Massey officials were quick to add that they aren’t suggesting MSHA is at fault, or that any of these ventilation changes caused the explosion … and during the open press conference, company officials declined to provide any more specifics about the ventilation changes.

Later, Massey board member Stan Suboleski told me there were three types of ventilation changes pushed by MSHA:

— The longwall started out using “belt air” — where a conveyor belt tunnel is used to bring fresh air into the working section — but MSHA retracted its approval for that.

— MSHA put restrictions on how far air from outside could travel when it left the longwall tailgate.

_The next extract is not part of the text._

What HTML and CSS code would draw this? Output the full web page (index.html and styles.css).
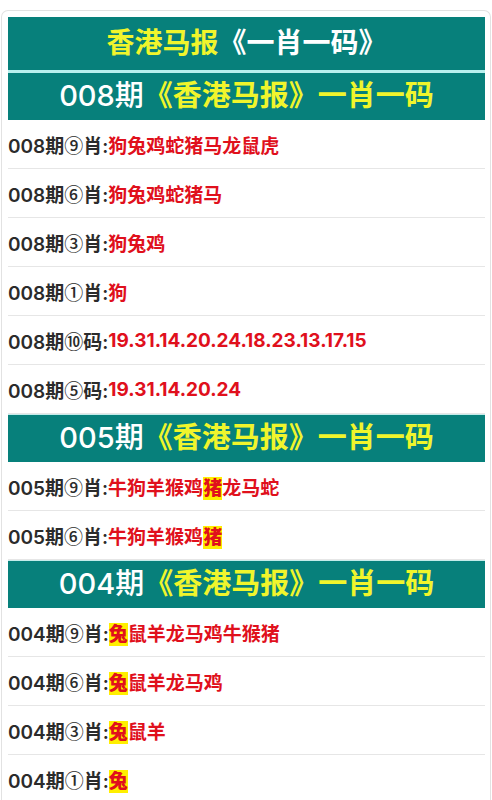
FILE: index.html
```html
<!DOCTYPE html>
<html lang="zh-CN">
<head>
  <meta charset="UTF-8">
  <title>香港马报《一肖一码》</title>
  <link rel="stylesheet" href="styles.css">
</head>
<body>
  <div class="card">
    <div class="title"><span class="yellow">香港马报</span>《一肖一码》</div>

    <div class="head">008期<span class="yellow">《香港马报》一肖一码</span></div>
    <div class="row">008期<span class="c">⑨</span>肖:<span class="red">狗兔鸡蛇猪马龙鼠虎</span></div>
    <div class="row">008期<span class="c">⑥</span>肖:<span class="red">狗兔鸡蛇猪马</span></div>
    <div class="row">008期<span class="c">③</span>肖:<span class="red">狗兔鸡</span></div>
    <div class="row">008期<span class="c">①</span>肖:<span class="red">狗</span></div>
    <div class="row">008期<span class="c">⑩</span>码:<span class="red">19.31.14.20.24.18.23.13.17.15</span></div>
    <div class="row">008期<span class="c">⑤</span>码:<span class="red">19.31.14.20.24</span></div>

    <div class="head">005期<span class="yellow">《香港马报》一肖一码</span></div>
    <div class="row">005期<span class="c">⑨</span>肖:<span class="red">牛狗羊猴鸡<b class="hit">猪</b>龙马蛇</span></div>
    <div class="row">005期<span class="c">⑥</span>肖:<span class="red">牛狗羊猴鸡<b class="hit">猪</b></span></div>

    <div class="head">004期<span class="yellow">《香港马报》一肖一码</span></div>
    <div class="row">004期<span class="c">⑨</span>肖:<span class="red"><b class="hit">兔</b>鼠羊龙马鸡牛猴猪</span></div>
    <div class="row">004期<span class="c">⑥</span>肖:<span class="red"><b class="hit">兔</b>鼠羊龙马鸡</span></div>
    <div class="row">004期<span class="c">③</span>肖:<span class="red"><b class="hit">兔</b>鼠羊</span></div>
    <div class="row">004期<span class="c">①</span>肖:<span class="red"><b class="hit">兔</b></span></div>
  </div>
</body>
</html>
```

FILE: styles.css
```css
body {
  margin: 0;
  background: #fff;
  font-family: Inter, "Noto Sans CJK SC", sans-serif;
}
.card {
  margin: 10px 1px 0 1px;
  padding: 6px 5px 0 6px;
  border: 1px solid #e2e2e2;
  border-bottom: none;
  border-radius: 7px 7px 0 0;
}
.title {
  background: #07807b;
  color: #fff;
  height: 53px;
  line-height: 53px;
  text-align: center;
  font-size: 28px;
  font-weight: 700;
  border-bottom: 3px solid #b8f0ee;
}
.head {
  box-sizing: border-box;
  background: #07807b;
  color: #fff;
  height: 48px;
  line-height: 46px;
  text-align: center;
  font-size: 29px;
  font-weight: 500;
  border-top: 1px solid #c4ecea;
}
.title + .head {
  height: 47px;
  border-top: none;
}
.yellow {
  color: #f0f52c;
}
.head .yellow {
  font-weight: 700;
}
.row {
  box-sizing: border-box;
  height: 49px;
  display: flex;
  align-items: center;
  border-bottom: 1px solid #e6e6e6;
  font-size: 19px;
  font-weight: 600;
  color: #2b2b2b;
  white-space: nowrap;
  font-variant-numeric: proportional-nums;
}
.c {
  font-family: "Noto Sans CJK SC", sans-serif;
  font-weight: 500;
}
.red {
  color: #e0101c;
  font-weight: 700;
}
.hit {
  background: #ffef00;
}
```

— Agency officials told Massey they could not have air from continuous mining sections returning in one of the longwall gates unless the company traveled the area in its entirety to check for problems.

Now, it’s hard to understand much of that without discussing it while looking at a mine map (which we didn’ t have when I spoke with Suboleski), and I’ve boiled down what he said quite a bit to try to make it a little bit clear.

In his initial remarks at the press conference, Suboleski said that pre-shift examinations the day of the explosion showed no explosive levels of methane and no other hazards to miner health or safety:

There was no evidence of a dangerous condition.

I’m mystified at what occurred at the mine on April 5. Something very unexpected happened at Upper Big Branch.